DIA Developing Order of Battle Capability for Space

国防情报局的机器辅助分析快速储存系统 (MARS) 将于 2026 年全面投入使用,将为太空提供军事情报。

The Defense Intelligence Agency’s (DIA’s) Machine-assisted Analytic Rapid-repository System (MARS), which provides publicly available information up to top-level classified information across all the intelligence community agencies, will also include an ability to track objects in space.

The DIA is a Department of Defense combat support agency that produces, analyzes and disseminates military intelligence for combat and noncombat military missions, and MARS is a central piece of the agency’s modernization effort. MARS is a cloud computing-based system that uses artificial intelligence and machine learning to automatically sift through reams of data, performing mundane analysis and freeing up intelligence analysts to perform more complex tasks. It is designed to be the go-to system for foreign military intelligence.

“MARS, as its name implies, provides analysts with the ability to do a lot of more efficient research across many repositories. For example, let’s take it back to my life as an analyst, where it was kind of a hunter-gatherer approach. If you wanted to know about something, you would need to know every different database that existed that might have some of that information,” Kathy Bukolt, who leads the MARS program management office, explained in a SIGNAL Media interview.

Analysts already are able to use the system as it is being further developed. “Today, with MARS, we are now at IOC, so we achieved initial operational capability in March of this year. With that, analysts are able to really have information at their fingertips. Whatever they want to know about something is just one or two clicks away,” Bukolt added.

The system includes three components: the MARS Infrastructure module, the Order of Battle module and the data environment that makes existing data ready for artificial intelligence and machine learning and provides a foundation for additional modules.

The MARS program office is also adding an ability to provide intelligence data on space objects. “The big, big change is moving towards having the ability to do not just tracking of terrestrial static information, but also being able to look at order of battle in space. That’s what MARS is able to do now. This is a really complex area, and the technology allows us to be able to move at a greater speed than we could with a more static approach that we had in a database like MIDB,” Bukolt said, using the initials for the Military Intelligence Integrated Database, which MARS will ultimately replace.

She emphasized the role MARS plays in the DIA mission. “All of these efforts that we do to support the department really rely on having an understanding of that foundational foreign military intelligence to inform planners, acquisition decision-makers, policymakers. It really is a cornerstone of what we do at DIA.”

MARS is a classified system, so DIA officials are limited in how many questions they can answer, but Bukolt indicated the need for space intelligence became apparent during the agile development process, which saves time and allows greater flexibility and more rapid updates than conventional military acquisition processes. “That agile development process includes working with stakeholders throughout and making up updates as we find things, so that was something that we worked. It is not part of our MARS core, which is order of battle and infrastructure, but that capability is under development, and it is an advanced capability.”

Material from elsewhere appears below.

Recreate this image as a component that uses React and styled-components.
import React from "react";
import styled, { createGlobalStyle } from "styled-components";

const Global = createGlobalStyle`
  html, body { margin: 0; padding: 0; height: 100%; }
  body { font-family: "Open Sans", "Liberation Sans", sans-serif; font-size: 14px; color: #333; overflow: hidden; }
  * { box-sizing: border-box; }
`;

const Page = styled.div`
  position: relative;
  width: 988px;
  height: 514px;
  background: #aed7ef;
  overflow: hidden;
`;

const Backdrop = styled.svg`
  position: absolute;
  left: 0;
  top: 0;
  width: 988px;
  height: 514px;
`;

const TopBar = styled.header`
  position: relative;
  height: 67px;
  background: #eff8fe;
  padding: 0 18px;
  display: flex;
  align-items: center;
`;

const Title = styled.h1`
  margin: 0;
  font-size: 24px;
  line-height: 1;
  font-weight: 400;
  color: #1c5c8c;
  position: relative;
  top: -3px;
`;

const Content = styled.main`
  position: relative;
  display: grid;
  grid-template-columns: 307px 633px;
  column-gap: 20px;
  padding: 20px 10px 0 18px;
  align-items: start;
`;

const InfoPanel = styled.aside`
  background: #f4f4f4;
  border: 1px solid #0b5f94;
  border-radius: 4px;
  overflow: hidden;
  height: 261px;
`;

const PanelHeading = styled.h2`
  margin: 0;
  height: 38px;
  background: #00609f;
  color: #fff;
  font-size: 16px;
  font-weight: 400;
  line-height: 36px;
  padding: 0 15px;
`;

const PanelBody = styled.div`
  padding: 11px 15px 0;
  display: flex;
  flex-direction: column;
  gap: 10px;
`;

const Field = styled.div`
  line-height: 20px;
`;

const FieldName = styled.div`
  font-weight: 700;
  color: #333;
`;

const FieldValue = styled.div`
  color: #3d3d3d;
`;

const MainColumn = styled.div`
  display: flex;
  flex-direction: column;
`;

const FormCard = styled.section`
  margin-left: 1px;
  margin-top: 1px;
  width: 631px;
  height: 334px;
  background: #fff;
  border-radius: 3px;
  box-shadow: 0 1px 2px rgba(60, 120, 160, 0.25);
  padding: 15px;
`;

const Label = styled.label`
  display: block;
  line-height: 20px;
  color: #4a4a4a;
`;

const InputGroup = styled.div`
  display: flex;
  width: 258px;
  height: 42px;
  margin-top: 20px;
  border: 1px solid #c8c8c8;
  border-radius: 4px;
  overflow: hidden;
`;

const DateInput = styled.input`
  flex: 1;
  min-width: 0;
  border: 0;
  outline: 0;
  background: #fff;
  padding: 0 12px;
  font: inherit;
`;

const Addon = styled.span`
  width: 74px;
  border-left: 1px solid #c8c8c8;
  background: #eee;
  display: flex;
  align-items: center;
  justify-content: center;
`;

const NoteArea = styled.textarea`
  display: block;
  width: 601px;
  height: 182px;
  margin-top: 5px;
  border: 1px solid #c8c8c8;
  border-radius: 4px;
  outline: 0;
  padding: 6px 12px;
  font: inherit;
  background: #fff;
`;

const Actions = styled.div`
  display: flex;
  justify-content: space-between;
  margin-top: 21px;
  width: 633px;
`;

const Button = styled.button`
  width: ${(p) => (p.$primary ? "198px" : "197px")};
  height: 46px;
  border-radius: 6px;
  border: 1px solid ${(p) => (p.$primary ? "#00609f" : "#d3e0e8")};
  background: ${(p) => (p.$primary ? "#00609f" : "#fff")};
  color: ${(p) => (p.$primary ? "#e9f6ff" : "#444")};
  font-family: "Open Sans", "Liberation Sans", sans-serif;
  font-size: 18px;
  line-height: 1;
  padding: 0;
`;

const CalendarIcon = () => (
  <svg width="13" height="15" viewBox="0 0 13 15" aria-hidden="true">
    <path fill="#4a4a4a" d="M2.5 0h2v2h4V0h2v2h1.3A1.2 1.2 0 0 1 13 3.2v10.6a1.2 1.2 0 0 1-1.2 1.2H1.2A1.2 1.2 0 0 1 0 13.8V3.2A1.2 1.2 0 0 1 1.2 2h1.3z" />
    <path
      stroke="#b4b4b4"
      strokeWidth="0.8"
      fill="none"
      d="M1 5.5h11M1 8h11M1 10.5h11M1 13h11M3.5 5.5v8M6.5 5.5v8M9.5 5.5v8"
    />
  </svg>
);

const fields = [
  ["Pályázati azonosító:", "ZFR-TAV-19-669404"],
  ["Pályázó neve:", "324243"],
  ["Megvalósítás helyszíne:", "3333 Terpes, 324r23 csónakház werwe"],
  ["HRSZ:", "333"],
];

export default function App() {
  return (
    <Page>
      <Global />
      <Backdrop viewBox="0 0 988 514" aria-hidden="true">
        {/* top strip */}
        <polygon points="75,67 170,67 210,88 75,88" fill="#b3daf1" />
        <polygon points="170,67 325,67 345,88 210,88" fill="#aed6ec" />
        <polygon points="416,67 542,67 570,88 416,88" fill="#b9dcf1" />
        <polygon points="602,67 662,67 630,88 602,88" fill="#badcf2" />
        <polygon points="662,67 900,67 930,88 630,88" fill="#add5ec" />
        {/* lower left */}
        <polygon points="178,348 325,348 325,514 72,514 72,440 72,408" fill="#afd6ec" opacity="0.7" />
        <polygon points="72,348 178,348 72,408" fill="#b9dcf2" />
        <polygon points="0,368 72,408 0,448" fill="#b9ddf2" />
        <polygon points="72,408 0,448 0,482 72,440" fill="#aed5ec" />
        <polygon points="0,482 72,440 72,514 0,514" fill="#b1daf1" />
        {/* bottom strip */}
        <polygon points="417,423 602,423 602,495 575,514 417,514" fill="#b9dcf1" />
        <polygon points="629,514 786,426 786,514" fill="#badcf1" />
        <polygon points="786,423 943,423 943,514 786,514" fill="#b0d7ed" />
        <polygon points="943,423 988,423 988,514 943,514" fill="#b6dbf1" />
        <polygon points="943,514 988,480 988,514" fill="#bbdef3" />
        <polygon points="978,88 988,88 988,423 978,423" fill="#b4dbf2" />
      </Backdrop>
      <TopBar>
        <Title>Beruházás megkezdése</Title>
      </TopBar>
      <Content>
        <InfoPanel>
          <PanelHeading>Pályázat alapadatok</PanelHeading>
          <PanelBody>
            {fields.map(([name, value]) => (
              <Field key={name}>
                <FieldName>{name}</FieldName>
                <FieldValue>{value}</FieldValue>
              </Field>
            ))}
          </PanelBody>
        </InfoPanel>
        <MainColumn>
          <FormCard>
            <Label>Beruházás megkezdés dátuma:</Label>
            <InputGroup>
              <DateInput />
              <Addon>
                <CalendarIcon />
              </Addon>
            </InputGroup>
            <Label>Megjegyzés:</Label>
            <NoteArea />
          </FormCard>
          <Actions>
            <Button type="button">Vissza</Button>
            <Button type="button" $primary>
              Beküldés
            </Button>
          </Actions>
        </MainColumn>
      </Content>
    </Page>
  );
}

MARS is expected to be fully operational in 2026, which will allow the agency to essentially pull the plug on the older, MIDB system, which was designed in the 1990s. “It’s fairly old technology, and it’s very text-heavy. So, it’s really classic, kind of like looking at a spreadsheet,” Bukolt said of MIDB.

MARS, though, not only saves time for analysts but also allows greater intelligence accuracy. “It makes our records more accurate. This is one of the main things that we’re trying to achieve with making this move to MARS, which is leveraging what is available today from technology and all the innovation that’s taking place and really incorporating that into the tool to support analysts and military operations.”

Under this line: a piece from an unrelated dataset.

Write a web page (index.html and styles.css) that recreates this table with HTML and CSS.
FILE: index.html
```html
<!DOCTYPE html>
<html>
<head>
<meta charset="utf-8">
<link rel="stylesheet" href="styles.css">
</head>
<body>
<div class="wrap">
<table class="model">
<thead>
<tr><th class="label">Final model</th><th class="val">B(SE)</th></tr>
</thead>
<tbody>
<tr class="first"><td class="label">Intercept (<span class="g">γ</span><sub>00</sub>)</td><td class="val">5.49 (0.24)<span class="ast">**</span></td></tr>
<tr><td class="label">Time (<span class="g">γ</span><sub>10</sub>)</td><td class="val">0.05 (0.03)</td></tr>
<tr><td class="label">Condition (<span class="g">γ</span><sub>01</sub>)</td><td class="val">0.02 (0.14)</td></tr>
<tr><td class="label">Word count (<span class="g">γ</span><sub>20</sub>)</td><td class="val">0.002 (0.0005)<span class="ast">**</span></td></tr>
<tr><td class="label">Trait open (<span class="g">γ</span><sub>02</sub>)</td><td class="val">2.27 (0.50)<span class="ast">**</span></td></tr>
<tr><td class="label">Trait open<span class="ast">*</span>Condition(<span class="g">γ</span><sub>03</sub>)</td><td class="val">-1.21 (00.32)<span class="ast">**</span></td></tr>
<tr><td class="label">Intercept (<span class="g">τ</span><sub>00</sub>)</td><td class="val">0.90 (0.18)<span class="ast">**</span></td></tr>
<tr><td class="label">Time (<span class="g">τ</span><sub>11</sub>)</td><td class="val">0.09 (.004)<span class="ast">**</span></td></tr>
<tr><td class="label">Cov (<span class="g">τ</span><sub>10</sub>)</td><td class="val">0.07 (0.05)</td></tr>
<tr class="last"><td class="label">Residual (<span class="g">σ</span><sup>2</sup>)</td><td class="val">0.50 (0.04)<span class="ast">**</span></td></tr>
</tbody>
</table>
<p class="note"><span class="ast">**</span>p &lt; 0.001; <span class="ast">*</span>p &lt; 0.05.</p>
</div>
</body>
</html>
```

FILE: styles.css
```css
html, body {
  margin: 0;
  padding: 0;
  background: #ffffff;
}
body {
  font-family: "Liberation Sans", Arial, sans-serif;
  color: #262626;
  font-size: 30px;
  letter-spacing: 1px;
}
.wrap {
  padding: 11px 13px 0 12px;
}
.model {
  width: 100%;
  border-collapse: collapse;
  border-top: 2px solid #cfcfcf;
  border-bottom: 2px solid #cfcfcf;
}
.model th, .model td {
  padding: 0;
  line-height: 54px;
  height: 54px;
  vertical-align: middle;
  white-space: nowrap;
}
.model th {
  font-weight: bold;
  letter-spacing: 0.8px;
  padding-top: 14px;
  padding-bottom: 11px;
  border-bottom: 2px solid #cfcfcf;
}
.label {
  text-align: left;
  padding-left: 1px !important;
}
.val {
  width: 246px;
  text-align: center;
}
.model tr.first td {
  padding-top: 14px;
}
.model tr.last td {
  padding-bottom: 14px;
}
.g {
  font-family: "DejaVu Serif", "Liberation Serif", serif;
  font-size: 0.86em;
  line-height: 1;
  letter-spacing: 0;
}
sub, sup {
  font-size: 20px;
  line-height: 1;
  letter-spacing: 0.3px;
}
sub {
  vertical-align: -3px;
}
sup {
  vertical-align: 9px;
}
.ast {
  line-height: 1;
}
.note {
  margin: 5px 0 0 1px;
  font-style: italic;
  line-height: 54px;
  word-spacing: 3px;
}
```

She cited a recent example in which MARS—because it presents intelligence from a variety of sources in an easy-to-digest format—allowed analysts to identify and quickly correct widespread but inaccurate information. “In this instance, we had some information that was not consistent across two different facilities, and we found that there was an error in some of the data sourcing, and this expanded over hundreds of records,” she revealed. “They found that this error in the data source had been carried forward. The analysts, once they were able to see this a little bit more clearly in MARS … they were able to go into the MARS data environment and update hundreds of records 21 hours faster than they could using MIDB because all of the information was available to them in a much more efficient way.”

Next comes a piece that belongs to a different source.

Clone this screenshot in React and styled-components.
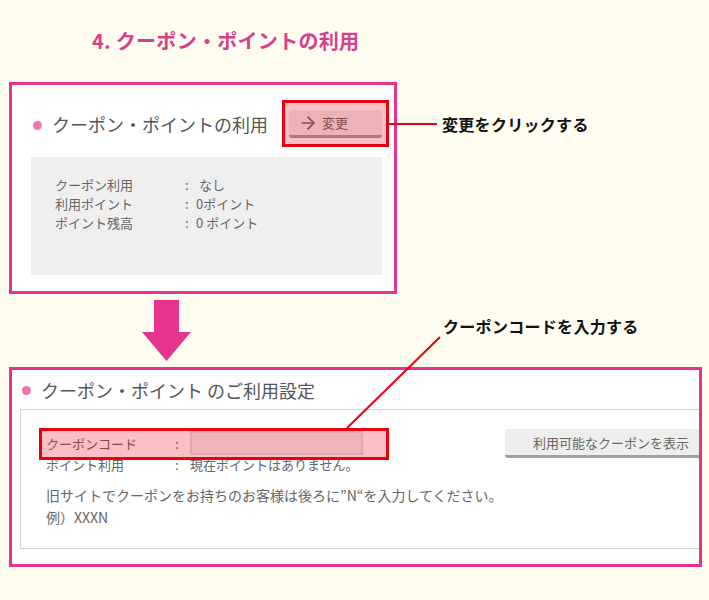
import styled, { createGlobalStyle } from 'styled-components'
import { ArrowRight } from 'lucide-react'

const PINK = '#E6338B'
const RED = '#E60012'

const GlobalStyle = createGlobalStyle`
  html, body {
    margin: 0;
    padding: 0;
    background: #FFFDEF;
  }
  body {
    font-family: "Noto Sans CJK JP", "Noto Sans", sans-serif;
    color: #555;
  }
`

const Page = styled.div`
  position: relative;
  width: 709px;
  height: 600px;
  padding-top: 29px;
  box-sizing: border-box;
`

const Title = styled.h2`
  margin: 0 0 29px 92px;
  font-size: 20px;
  line-height: 24px;
  font-weight: 700;
  letter-spacing: 0.3px;
  color: #D63F8C;
`

const Row = styled.div`
  display: flex;
  align-items: flex-start;
`

const Frame = styled.section`
  box-sizing: border-box;
  flex-shrink: 0;
  width: ${p => p.$w}px;
  height: ${p => p.$h}px;
  margin-left: 9px;
  border: 3px solid ${PINK};
  background: #fff;
  overflow: hidden;
`

const FirstFrame = styled(Frame)`
  padding: 25px 12px 0 19px;
`

const SecondFrame = styled(Frame)`
  padding: 0 0 0 8px;
`

const Head = styled.div`
  display: flex;
  align-items: center;
  height: ${p => p.$h}px;
  padding-left: 2px;
`

const Dot = styled.span`
  flex-shrink: 0;
  width: 9px;
  height: 9px;
  margin: 2px 10px 0 0;
  border-radius: 50%;
  background: #F074AE;
`

const HeadText = styled.h3`
  margin: 0;
  font-size: 18px;
  line-height: 24px;
  font-weight: 400;
  color: #555;
  white-space: nowrap;
`

const Callout = styled.div`
  margin-left: ${p => p.$left}px;
  margin-top: ${p => p.$top}px;
  font-size: 16px;
  line-height: 22px;
  font-weight: 700;
  letter-spacing: 0.3px;
  color: #111;
  white-space: nowrap;
`

/* red translucent marker drawn over the thing to click */
const Marker = styled.span`
  position: absolute;
  z-index: 1;
  box-sizing: border-box;
  top: ${p => p.$top}px;
  left: ${p => p.$left}px;
  width: ${p => p.$w}px;
  height: ${p => p.$h}px;
  border: 3px solid ${RED};
  background: rgba(230, 0, 18, 0.25);
  pointer-events: none;
`

const ButtonWrap = styled.div`
  position: relative;
  margin-left: auto;
  display: flex;
`

const GreyButton = styled.button`
  display: flex;
  align-items: center;
  justify-content: ${p => (p.$center ? 'center' : 'flex-start')};
  gap: 4px;
  box-sizing: border-box;
  width: ${p => p.$w}px;
  height: ${p => p.$h}px;
  padding: 0 0 0 ${p => (p.$center ? 0 : 9)}px;
  margin: 0;
  border: none;
  border-bottom: 3px solid #A0A0A0;
  border-radius: 3px;
  background: #EEEEEE;
  color: #666;
  font-family: inherit;
  font-size: 13px;
  line-height: 19px;
  flex-shrink: 0;
`

const InfoPanel = styled.div`
  box-sizing: border-box;
  height: 118px;
  margin-top: 19px;
  padding: 18px 0 0 24px;
  background: #EFEFEF;
`

const InfoRow = styled.div`
  display: grid;
  grid-template-columns: 130px 11px 1fr;
  font-size: 13px;
  line-height: 19px;
  color: #666;
`

const FormPanel = styled.div`
  box-sizing: border-box;
  display: flex;
  align-items: flex-start;
  width: 700px;
  height: 140px;
  padding: 21px 0 0 25px;
  border: 1px solid #D3D3D3;
`

const FormCol = styled.div`
  width: 459px;
  flex-shrink: 0;
`

const FormRow = styled.div`
  position: relative;
  display: grid;
  grid-template-columns: 129px 15px 1fr;
  align-items: center;
  height: ${p => p.$h}px;
  font-size: 13px;
  line-height: 19px;
  color: #666;
`

const CodeInput = styled.input`
  box-sizing: border-box;
  width: 173px;
  height: 24px;
  margin: 0;
  border: 2px solid #DEDEDE;
  background: #F2F2F2;
`

const Note = styled.p`
  margin: 10px 0 0;
  font-size: 14px;
  line-height: 22px;
  color: #666;
`

const SideButton = styled(GreyButton)`
  margin-top: -2px;
`

const Lines = styled.svg`
  position: absolute;
  top: 0;
  left: 0;
  z-index: 2;
  pointer-events: none;
`

function DownArrow() {
  return (
    <svg width="49" height="61" viewBox="0 0 49 61" style={{ marginLeft: 142, marginTop: 6, flexShrink: 0 }}>
      <polygon points="12,0 37,0 37,32 49,32 24.5,61 0,32 12,32" fill={PINK} />
    </svg>
  )
}

const current = [
  ['クーポン利用', '\u00a0なし'],
  ['利用ポイント', '0ポイント'],
  ['ポイント残高', '0 ポイント'],
]

export default function App() {
  return (
    <Page>
      <GlobalStyle />
      <Title>4. クーポン・ポイントの利用</Title>

      <Row>
        <FirstFrame $w={388} $h={212}>
          <Head $h={28}>
            <Dot />
            <HeadText>クーポン・ポイントの利用</HeadText>
            <ButtonWrap>
              <GreyButton $w={93} $h={28}>
                <ArrowRight size={20} strokeWidth={2} />
                変更
              </GreyButton>
              <Marker $top={-10} $left={-7} $w={107} $h={47} />
            </ButtonWrap>
          </Head>
          <InfoPanel>
            {current.map(([k, v]) => (
              <InfoRow key={k}>
                <span>{k}</span>
                <span>:</span>
                <span>{v}</span>
              </InfoRow>
            ))}
          </InfoPanel>
        </FirstFrame>
        <Callout $left={45} $top={31}>変更をクリックする</Callout>
      </Row>

      <Row style={{ height: 73 }}>
        <DownArrow />
        <Callout $left={252} $top={21}>クーポンコードを入力する</Callout>
      </Row>

      <SecondFrame $w={693} $h={200}>
        <Head $h={39}>
          <Dot />
          <HeadText>クーポン・ポイント のご利用設定</HeadText>
        </Head>
        <FormPanel>
          <FormCol>
            <FormRow $h={24}>
              <span>クーポンコード</span>
              <span>:</span>
              <CodeInput type="text" />
              <Marker $top={-3} $left={-7} $w={350} $h={32} />
            </FormRow>
            <FormRow $h={19}>
              <span>ポイント利用</span>
              <span>:</span>
              <span>現在ポイントはありません。</span>
            </FormRow>
            <Note>
              旧サイトでクーポンをお持ちのお客様は後ろに”N“を入力してください。
              <br />
              例）XXXN
            </Note>
          </FormCol>
          <SideButton $w={212} $h={29} $center>利用可能なクーポンを表示</SideButton>
        </FormPanel>
      </SecondFrame>

      <Lines width="709" height="600">
        <line x1="389" y1="124" x2="437" y2="124" stroke={RED} strokeWidth="2" />
        <line x1="440" y1="337" x2="347" y2="428" stroke={RED} strokeWidth="2" />
      </Lines>
    </Page>
  )
}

The MARS automation saved the day. “If you find out that, for example, a source may not be reliable, then you have to go back and remove that. Having an automated way to do that is really critical,” Bukolt offered.

She was unable to say how the faulty information was added to MIDB or how long it had been there. “You know, it’s a very manual process, and so I don’t know exactly how that happened, but I think there was a data source that turned out to be problematic. And this happens, right? As an all-source analyst, one of the things that we have to constantly do is go back and review sourcing and make sure that it’s still valid and find when there are errors in that sourcing.”

Any remaining challenges to achieving full operational capability (FOC) for MARS should be relatively routine. “As with any agile development process, there are the unknown things that pop up. In many cases, you don’t know them until you start trying to build in interoperability and things of that nature. But right now, we are on track for FOC in 2026, and we’re just dealing with those challenges as they arise,” Bukolt said. “We will continue to add capabilities over time so that in 2026, analysts will be able to do all of their work in MARS, and we will be able to sunset MIDB.”